* BEGIN Dataset section *

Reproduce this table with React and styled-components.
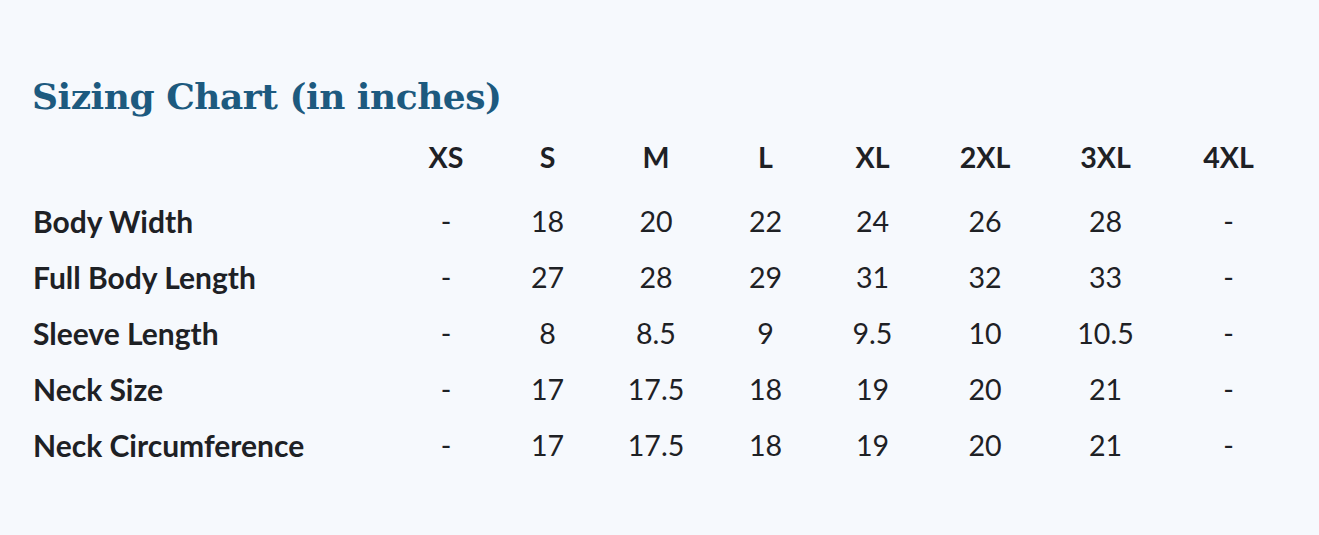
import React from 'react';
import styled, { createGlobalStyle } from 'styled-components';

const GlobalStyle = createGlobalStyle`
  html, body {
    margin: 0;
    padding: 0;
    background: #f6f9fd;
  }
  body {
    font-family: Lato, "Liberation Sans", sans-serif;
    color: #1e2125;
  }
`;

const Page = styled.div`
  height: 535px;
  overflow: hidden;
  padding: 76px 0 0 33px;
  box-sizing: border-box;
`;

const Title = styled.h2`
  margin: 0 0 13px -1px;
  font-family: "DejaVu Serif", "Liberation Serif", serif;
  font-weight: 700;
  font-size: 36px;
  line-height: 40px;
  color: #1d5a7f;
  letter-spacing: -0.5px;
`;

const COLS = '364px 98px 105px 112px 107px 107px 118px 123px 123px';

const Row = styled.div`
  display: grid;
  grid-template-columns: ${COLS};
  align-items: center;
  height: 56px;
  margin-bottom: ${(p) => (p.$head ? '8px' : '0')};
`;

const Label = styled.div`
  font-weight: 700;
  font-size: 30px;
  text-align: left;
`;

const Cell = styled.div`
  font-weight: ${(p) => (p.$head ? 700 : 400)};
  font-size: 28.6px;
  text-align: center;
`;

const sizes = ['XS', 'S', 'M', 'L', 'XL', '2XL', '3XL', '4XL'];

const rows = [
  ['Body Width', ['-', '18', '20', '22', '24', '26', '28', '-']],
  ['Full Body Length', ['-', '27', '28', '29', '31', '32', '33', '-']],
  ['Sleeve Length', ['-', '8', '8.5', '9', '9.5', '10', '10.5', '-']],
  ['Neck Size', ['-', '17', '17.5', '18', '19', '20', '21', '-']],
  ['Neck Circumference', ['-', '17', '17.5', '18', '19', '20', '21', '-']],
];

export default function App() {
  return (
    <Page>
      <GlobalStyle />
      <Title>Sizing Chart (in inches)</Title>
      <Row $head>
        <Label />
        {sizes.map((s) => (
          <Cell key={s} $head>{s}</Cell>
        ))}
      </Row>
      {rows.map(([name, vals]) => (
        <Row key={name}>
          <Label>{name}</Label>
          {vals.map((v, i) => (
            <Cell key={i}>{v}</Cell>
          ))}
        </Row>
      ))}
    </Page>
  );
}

* END Dataset section *

The request: Reproduce the material in full, word for word, and omit the pictures.

Answer to this exercise:
Reproduce this table with React and styled-components.
import React from 'react';
import styled, { createGlobalStyle } from 'styled-components';

const GlobalStyle = createGlobalStyle`
  html, body {
    margin: 0;
    padding: 0;
    background: #f6f9fd;
  }
  body {
    font-family: Lato, "Liberation Sans", sans-serif;
    color: #1e2125;
  }
`;

const Page = styled.div`
  height: 535px;
  overflow: hidden;
  padding: 76px 0 0 33px;
  box-sizing: border-box;
`;

const Title = styled.h2`
  margin: 0 0 13px -1px;
  font-family: "DejaVu Serif", "Liberation Serif", serif;
  font-weight: 700;
  font-size: 36px;
  line-height: 40px;
  color: #1d5a7f;
  letter-spacing: -0.5px;
`;

const COLS = '364px 98px 105px 112px 107px 107px 118px 123px 123px';

const Row = styled.div`
  display: grid;
  grid-template-columns: ${COLS};
  align-items: center;
  height: 56px;
  margin-bottom: ${(p) => (p.$head ? '8px' : '0')};
`;

const Label = styled.div`
  font-weight: 700;
  font-size: 30px;
  text-align: left;
`;

const Cell = styled.div`
  font-weight: ${(p) => (p.$head ? 700 : 400)};
  font-size: 28.6px;
  text-align: center;
`;

const sizes = ['XS', 'S', 'M', 'L', 'XL', '2XL', '3XL', '4XL'];

const rows = [
  ['Body Width', ['-', '18', '20', '22', '24', '26', '28', '-']],
  ['Full Body Length', ['-', '27', '28', '29', '31', '32', '33', '-']],
  ['Sleeve Length', ['-', '8', '8.5', '9', '9.5', '10', '10.5', '-']],
  ['Neck Size', ['-', '17', '17.5', '18', '19', '20', '21', '-']],
  ['Neck Circumference', ['-', '17', '17.5', '18', '19', '20', '21', '-']],
];

export default function App() {
  return (
    <Page>
      <GlobalStyle />
      <Title>Sizing Chart (in inches)</Title>
      <Row $head>
        <Label />
        {sizes.map((s) => (
          <Cell key={s} $head>{s}</Cell>
        ))}
      </Row>
      {rows.map(([name, vals]) => (
        <Row key={name}>
          <Label>{name}</Label>
          {vals.map((v, i) => (
            <Cell key={i}>{v}</Cell>
          ))}
        </Row>
      ))}
    </Page>
  );
}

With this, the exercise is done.